What you are asked to do —
Leave out the pictures and repeat the data exactly.

Provided material —
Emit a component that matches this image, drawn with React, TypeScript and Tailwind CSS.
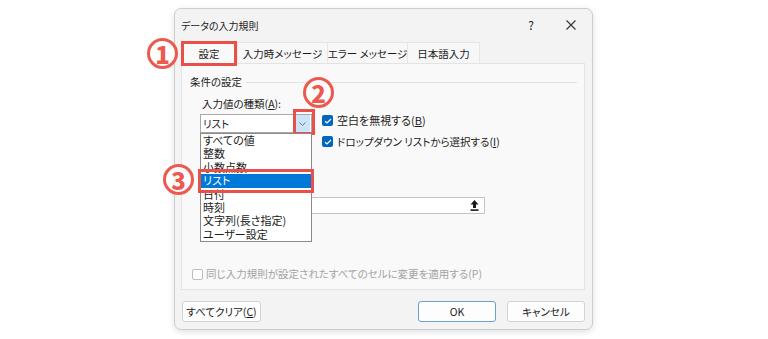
import React from "react";

const red = "border-[#e9504a]";

function Circled({ n, className }: { n: string; className: string }) {
  return (
    <div
      className={`absolute w-[31px] h-[31px] rounded-full border-[3px] border-[#ec5a4f] bg-white/70 flex items-center justify-center text-[#ec5a4f] text-[24px] font-black leading-none font-['Noto_Sans_CJK_JP',sans-serif] ${className}`}
    >
      {n}
    </div>
  );
}

function Check() {
  return (
    <span className="w-[11px] h-[11px] rounded-[2px] bg-[#0067c0] flex items-center justify-center shrink-0">
      <svg width="8" height="6" viewBox="0 0 8 6">
        <path d="M1 3.2 L3 5 L7 1" fill="none" stroke="white" strokeWidth="1.2" />
      </svg>
    </span>
  );
}

const items = ["すべての値", "整数", "小数点数", "リスト", "日付", "時刻", "文字列(長さ指定)", "ユーザー設定"];

export default function App() {
  return (
    <div className="relative w-[768px] h-[339px] bg-white overflow-hidden pl-[174px] pt-[8px] font-['Noto_Sans_CJK_JP',sans-serif] [font-feature-settings:'palt'] text-[10.5px] text-[#1b1b1b]">
      <div className="w-[419px] h-[322px] bg-[#f3f3f3] border border-[#cdcdcd] rounded-[7px] shadow-[0_2px_6px_rgba(0,0,0,0.12)] flex flex-col">
        {/* title bar */}
        <div className="h-[32px] flex items-center pl-[6px] pr-[1px]">
          <span className="flex-1 text-[10px]">データの入力規則</span>
          <span className="w-[40px] text-center text-[12px]">?</span>
          <span className="w-[40px] flex justify-center">
            <svg width="10" height="10" viewBox="0 0 10 10">
              <path d="M0.5 0.5 L9.5 9.5 M9.5 0.5 L0.5 9.5" stroke="#333" strokeWidth="1.1" />
            </svg>
          </span>
        </div>

        {/* tabs */}
        <div className="h-[22px] flex items-start pl-[6px] whitespace-nowrap">
          <div className={`relative z-10 w-[56px] h-[25px] border-[3px] ${red} bg-[#f9f9f9] flex items-center justify-center`}>
            設定
          </div>
          <div className="w-[91px] h-[22px] mt-[1px] bg-[#f7f7f7] border border-b-0 border-[#e6e6e6] flex items-center justify-center">
            入力時メッセージ
          </div>
          <div className="w-[80px] h-[22px] mt-[1px] bg-[#f7f7f7] border border-b-0 border-l-0 border-[#e6e6e6] flex items-center justify-center">
            エラー メッセージ
          </div>
          <div className="w-[72px] h-[22px] mt-[1px] bg-[#f7f7f7] border border-b-0 border-l-0 border-[#e6e6e6] flex items-center justify-center">
            日本語入力
          </div>
        </div>

        {/* panel */}
        <div className="ml-[6px] w-[404px] h-[227px] bg-[#f9f9f9] border border-[#e3e3e3] flex flex-col">
          <div className="mt-[10px] h-[16px] flex items-center pl-[8px] pr-[7px]">
            <span>条件の設定</span>
            <div className="flex-1 h-px bg-[#e2e2e2] ml-[4px]" />
          </div>

          <div className="pl-[18px]">
            <div className="mt-[6px] h-[16px] flex items-center pl-[2px]">
              入力値の種類(<span className="underline">A</span>):
            </div>

            <div className="mt-[2px] flex">
              {/* combobox */}
              <div className="relative w-[112px] h-[19px] bg-white border border-[#a8a8a8] flex items-center">
                <span className="flex-1 pl-[2px]">リスト</span>
                <span className="w-[15px] h-[17px] mr-[1px] bg-[#cce4f7] flex items-center justify-center">
                  <svg width="7" height="4" viewBox="0 0 7 4">
                    <path d="M0.5 0.5 L3.5 3.5 L6.5 0.5" fill="none" stroke="#666" strokeWidth="0.9" />
                  </svg>
                </span>
                <div className={`absolute left-[92px] top-[-6px] w-[22px] h-[26px] border-[3px] ${red}`} />

                {/* dropdown list */}
                <div className="absolute left-[-1px] top-[18px] z-20 w-[112px] h-[109px] bg-white border border-[#8a8a8a] flex flex-col">
                  {items.map((t) => (
                    <div
                      key={t}
                      className={`h-[13.4px] leading-[13.4px] pl-[2px] text-[11px] ${
                        t === "リスト" ? "bg-[#0078d7] text-white" : ""
                      }`}
                    >
                      {t}
                    </div>
                  ))}
                  <div className={`absolute left-[-3px] top-[35px] w-[116px] h-[24px] border-[3px] ${red}`} />
                </div>
              </div>

              <div className="ml-[10px] flex flex-col gap-[8px] whitespace-nowrap">
                <div className="h-[13px] flex items-center gap-[4px]">
                  <Check />
                  <span className="text-[11px]">
                    空白を無視する(<span className="underline">B</span>)
                  </span>
                </div>
                <div className="h-[13px] flex items-center gap-[4px]">
                  <Check />
                  <span>
                    ドロップダウン リストから選択する(<span className="underline">I</span>)
                  </span>
                </div>
              </div>
            </div>

            {/* source field (its label sits under the open list) */}
            <div className="mt-[49px] w-[285px] h-[17px] bg-white border border-[#c4c4c4] flex items-center justify-end pr-[5px]">
              <svg width="9" height="11" viewBox="0 0 9 11">
                <path d="M4.5 0 L8.5 4.5 L6 4.5 L6 8 L3 8 L3 4.5 L0.5 4.5 Z" fill="#1b1b1b" />
                <rect x="0.5" y="9.3" width="8" height="1.6" fill="#1b1b1b" />
              </svg>
            </div>
          </div>

          <div className="mt-[53px] h-[14px] flex items-center gap-[3px] pl-[10px] text-[#a3a3a3] whitespace-nowrap">
            <span className="w-[11px] h-[11px] rounded-[2px] border border-[#bdbdbd] bg-white" />
            <span>同じ入力規則が設定されたすべてのセルに変更を適用する(P)</span>
          </div>
        </div>

        {/* buttons */}
        <div className="mt-[11px] flex pl-[7px] pr-[7px]">
          <div className="w-[79px] h-[21px] bg-[#fdfdfd] border border-[#d3d3d3] rounded-[3px] flex items-center justify-center">
            すべてクリア(<span className="underline">C</span>)
          </div>
          <div className="flex-1" />
          <div className="w-[78px] h-[21px] bg-[#fdfdfd] border border-[#6f9fcf] rounded-[3px] flex items-center justify-center">
            OK
          </div>
          <div className="ml-[11px] w-[78px] h-[21px] bg-[#fdfdfd] border border-[#d3d3d3] rounded-[3px] flex items-center justify-center">
            キャンセル
          </div>
        </div>
      </div>

      <Circled n="1" className="left-[147px] top-[38px]" />
      <Circled n="2" className="left-[303px] top-[77px]" />
      <Circled n="3" className="left-[163px] top-[164px]" />
    </div>
  );
}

Answer to this task —
Emit a component that matches this image, drawn with React, TypeScript and Tailwind CSS.
import React from "react";

const red = "border-[#e9504a]";

function Circled({ n, className }: { n: string; className: string }) {
  return (
    <div
      className={`absolute w-[31px] h-[31px] rounded-full border-[3px] border-[#ec5a4f] bg-white/70 flex items-center justify-center text-[#ec5a4f] text-[24px] font-black leading-none font-['Noto_Sans_CJK_JP',sans-serif] ${className}`}
    >
      {n}
    </div>
  );
}

function Check() {
  return (
    <span className="w-[11px] h-[11px] rounded-[2px] bg-[#0067c0] flex items-center justify-center shrink-0">
      <svg width="8" height="6" viewBox="0 0 8 6">
        <path d="M1 3.2 L3 5 L7 1" fill="none" stroke="white" strokeWidth="1.2" />
      </svg>
    </span>
  );
}

const items = ["すべての値", "整数", "小数点数", "リスト", "日付", "時刻", "文字列(長さ指定)", "ユーザー設定"];

export default function App() {
  return (
    <div className="relative w-[768px] h-[339px] bg-white overflow-hidden pl-[174px] pt-[8px] font-['Noto_Sans_CJK_JP',sans-serif] [font-feature-settings:'palt'] text-[10.5px] text-[#1b1b1b]">
      <div className="w-[419px] h-[322px] bg-[#f3f3f3] border border-[#cdcdcd] rounded-[7px] shadow-[0_2px_6px_rgba(0,0,0,0.12)] flex flex-col">
        {/* title bar */}
        <div className="h-[32px] flex items-center pl-[6px] pr-[1px]">
          <span className="flex-1 text-[10px]">データの入力規則</span>
          <span className="w-[40px] text-center text-[12px]">?</span>
          <span className="w-[40px] flex justify-center">
            <svg width="10" height="10" viewBox="0 0 10 10">
              <path d="M0.5 0.5 L9.5 9.5 M9.5 0.5 L0.5 9.5" stroke="#333" strokeWidth="1.1" />
            </svg>
          </span>
        </div>

        {/* tabs */}
        <div className="h-[22px] flex items-start pl-[6px] whitespace-nowrap">
          <div className={`relative z-10 w-[56px] h-[25px] border-[3px] ${red} bg-[#f9f9f9] flex items-center justify-center`}>
            設定
          </div>
          <div className="w-[91px] h-[22px] mt-[1px] bg-[#f7f7f7] border border-b-0 border-[#e6e6e6] flex items-center justify-center">
            入力時メッセージ
          </div>
          <div className="w-[80px] h-[22px] mt-[1px] bg-[#f7f7f7] border border-b-0 border-l-0 border-[#e6e6e6] flex items-center justify-center">
            エラー メッセージ
          </div>
          <div className="w-[72px] h-[22px] mt-[1px] bg-[#f7f7f7] border border-b-0 border-l-0 border-[#e6e6e6] flex items-center justify-center">
            日本語入力
          </div>
        </div>

        {/* panel */}
        <div className="ml-[6px] w-[404px] h-[227px] bg-[#f9f9f9] border border-[#e3e3e3] flex flex-col">
          <div className="mt-[10px] h-[16px] flex items-center pl-[8px] pr-[7px]">
            <span>条件の設定</span>
            <div className="flex-1 h-px bg-[#e2e2e2] ml-[4px]" />
          </div>

          <div className="pl-[18px]">
            <div className="mt-[6px] h-[16px] flex items-center pl-[2px]">
              入力値の種類(<span className="underline">A</span>):
            </div>

            <div className="mt-[2px] flex">
              {/* combobox */}
              <div className="relative w-[112px] h-[19px] bg-white border border-[#a8a8a8] flex items-center">
                <span className="flex-1 pl-[2px]">リスト</span>
                <span className="w-[15px] h-[17px] mr-[1px] bg-[#cce4f7] flex items-center justify-center">
                  <svg width="7" height="4" viewBox="0 0 7 4">
                    <path d="M0.5 0.5 L3.5 3.5 L6.5 0.5" fill="none" stroke="#666" strokeWidth="0.9" />
                  </svg>
                </span>
                <div className={`absolute left-[92px] top-[-6px] w-[22px] h-[26px] border-[3px] ${red}`} />

                {/* dropdown list */}
                <div className="absolute left-[-1px] top-[18px] z-20 w-[112px] h-[109px] bg-white border border-[#8a8a8a] flex flex-col">
                  {items.map((t) => (
                    <div
                      key={t}
                      className={`h-[13.4px] leading-[13.4px] pl-[2px] text-[11px] ${
                        t === "リスト" ? "bg-[#0078d7] text-white" : ""
                      }`}
                    >
                      {t}
                    </div>
                  ))}
                  <div className={`absolute left-[-3px] top-[35px] w-[116px] h-[24px] border-[3px] ${red}`} />
                </div>
              </div>

              <div className="ml-[10px] flex flex-col gap-[8px] whitespace-nowrap">
                <div className="h-[13px] flex items-center gap-[4px]">
                  <Check />
                  <span className="text-[11px]">
                    空白を無視する(<span className="underline">B</span>)
                  </span>
                </div>
                <div className="h-[13px] flex items-center gap-[4px]">
                  <Check />
                  <span>
                    ドロップダウン リストから選択する(<span className="underline">I</span>)
                  </span>
                </div>
              </div>
            </div>

            {/* source field (its label sits under the open list) */}
            <div className="mt-[49px] w-[285px] h-[17px] bg-white border border-[#c4c4c4] flex items-center justify-end pr-[5px]">
              <svg width="9" height="11" viewBox="0 0 9 11">
                <path d="M4.5 0 L8.5 4.5 L6 4.5 L6 8 L3 8 L3 4.5 L0.5 4.5 Z" fill="#1b1b1b" />
                <rect x="0.5" y="9.3" width="8" height="1.6" fill="#1b1b1b" />
              </svg>
            </div>
          </div>

          <div className="mt-[53px] h-[14px] flex items-center gap-[3px] pl-[10px] text-[#a3a3a3] whitespace-nowrap">
            <span className="w-[11px] h-[11px] rounded-[2px] border border-[#bdbdbd] bg-white" />
            <span>同じ入力規則が設定されたすべてのセルに変更を適用する(P)</span>
          </div>
        </div>

        {/* buttons */}
        <div className="mt-[11px] flex pl-[7px] pr-[7px]">
          <div className="w-[79px] h-[21px] bg-[#fdfdfd] border border-[#d3d3d3] rounded-[3px] flex items-center justify-center">
            すべてクリア(<span className="underline">C</span>)
          </div>
          <div className="flex-1" />
          <div className="w-[78px] h-[21px] bg-[#fdfdfd] border border-[#6f9fcf] rounded-[3px] flex items-center justify-center">
            OK
          </div>
          <div className="ml-[11px] w-[78px] h-[21px] bg-[#fdfdfd] border border-[#d3d3d3] rounded-[3px] flex items-center justify-center">
            キャンセル
          </div>
        </div>
      </div>

      <Circled n="1" className="left-[147px] top-[38px]" />
      <Circled n="2" className="left-[303px] top-[77px]" />
      <Circled n="3" className="left-[163px] top-[164px]" />
    </div>
  );
}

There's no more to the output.